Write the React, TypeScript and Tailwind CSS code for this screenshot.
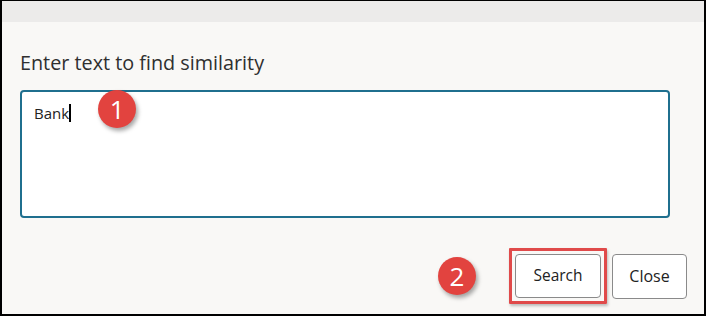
import React from 'react';

function Badge({ n }: { n: string }) {
    return (
        <div className="flex h-[38px] w-[38px] shrink-0 items-center justify-center rounded-full bg-[#e2433f] text-[26px] leading-none text-white shadow-[2px_3px_4px_rgba(0,0,0,0.35)] [font-family:'Open_Sans',sans-serif]">
            {n}
        </div>
    );
}

export default function App() {
    return (
        <div className="flex h-[316px] w-[706px] flex-col border-x-2 border-b-2 border-t border-black bg-[#f9f8f6] [font-family:'Open_Sans','Noto_Sans',sans-serif]">
            <div className="h-[21px] shrink-0 bg-[#ecebea]" />

            <div className="flex flex-1 flex-col pl-[18px] pr-[17px]">
                <div className="mt-[27px] text-[19.8px] leading-[27px] text-[#2f2f2f]">
                    Enter text to find similarity
                </div>

                <div className="mt-[14px] flex h-[128px] w-[650px] items-start rounded-[4px] border-2 border-[#1f6f8e] bg-white pl-[12px] pt-[10px]">
                    <span className="text-[15px] leading-[22px] text-[#222]">Bank</span>
                    <span className="mt-[2px] h-[18px] w-[2px] bg-black" />
                    <div className="-mt-[12px] ml-[27px]">
                        <Badge n="1" />
                    </div>
                </div>

                <div className="mt-[30px] flex items-center justify-end">
                    <div className="mr-[33px]">
                        <Badge n="2" />
                    </div>
                    <div className="rounded-[1px] border-[3px] border-[#e04a4a] p-[3px] shadow-[1px_2px_3px_rgba(0,0,0,0.25)]">
                        <button className="flex h-[44px] w-[86px] items-center justify-center rounded-[4px] border border-[#8a8a8a] bg-white text-[15.5px] text-[#222]">
                            Search
                        </button>
                    </div>
                    <button className="ml-[5px] flex h-[45px] w-[75px] items-center justify-center rounded-[4px] border border-[#8a8a8a] bg-white text-[16px] text-[#222]">
                        Close
                    </button>
                </div>
            </div>
        </div>
    );
}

:: WORK TO DO ::
Reproduce every line above as written, skipping pictures.

:: RESPONSE TO THIS EXERCISE ::
Write the React, TypeScript and Tailwind CSS code for this screenshot.
import React from 'react';

function Badge({ n }: { n: string }) {
    return (
        <div className="flex h-[38px] w-[38px] shrink-0 items-center justify-center rounded-full bg-[#e2433f] text-[26px] leading-none text-white shadow-[2px_3px_4px_rgba(0,0,0,0.35)] [font-family:'Open_Sans',sans-serif]">
            {n}
        </div>
    );
}

export default function App() {
    return (
        <div className="flex h-[316px] w-[706px] flex-col border-x-2 border-b-2 border-t border-black bg-[#f9f8f6] [font-family:'Open_Sans','Noto_Sans',sans-serif]">
            <div className="h-[21px] shrink-0 bg-[#ecebea]" />

            <div className="flex flex-1 flex-col pl-[18px] pr-[17px]">
                <div className="mt-[27px] text-[19.8px] leading-[27px] text-[#2f2f2f]">
                    Enter text to find similarity
                </div>

                <div className="mt-[14px] flex h-[128px] w-[650px] items-start rounded-[4px] border-2 border-[#1f6f8e] bg-white pl-[12px] pt-[10px]">
                    <span className="text-[15px] leading-[22px] text-[#222]">Bank</span>
                    <span className="mt-[2px] h-[18px] w-[2px] bg-black" />
                    <div className="-mt-[12px] ml-[27px]">
                        <Badge n="1" />
                    </div>
                </div>

                <div className="mt-[30px] flex items-center justify-end">
                    <div className="mr-[33px]">
                        <Badge n="2" />
                    </div>
                    <div className="rounded-[1px] border-[3px] border-[#e04a4a] p-[3px] shadow-[1px_2px_3px_rgba(0,0,0,0.25)]">
                        <button className="flex h-[44px] w-[86px] items-center justify-center rounded-[4px] border border-[#8a8a8a] bg-white text-[15.5px] text-[#222]">
                            Search
                        </button>
                    </div>
                    <button className="ml-[5px] flex h-[45px] w-[75px] items-center justify-center rounded-[4px] border border-[#8a8a8a] bg-white text-[16px] text-[#222]">
                        Close
                    </button>
                </div>
            </div>
        </div>
    );
}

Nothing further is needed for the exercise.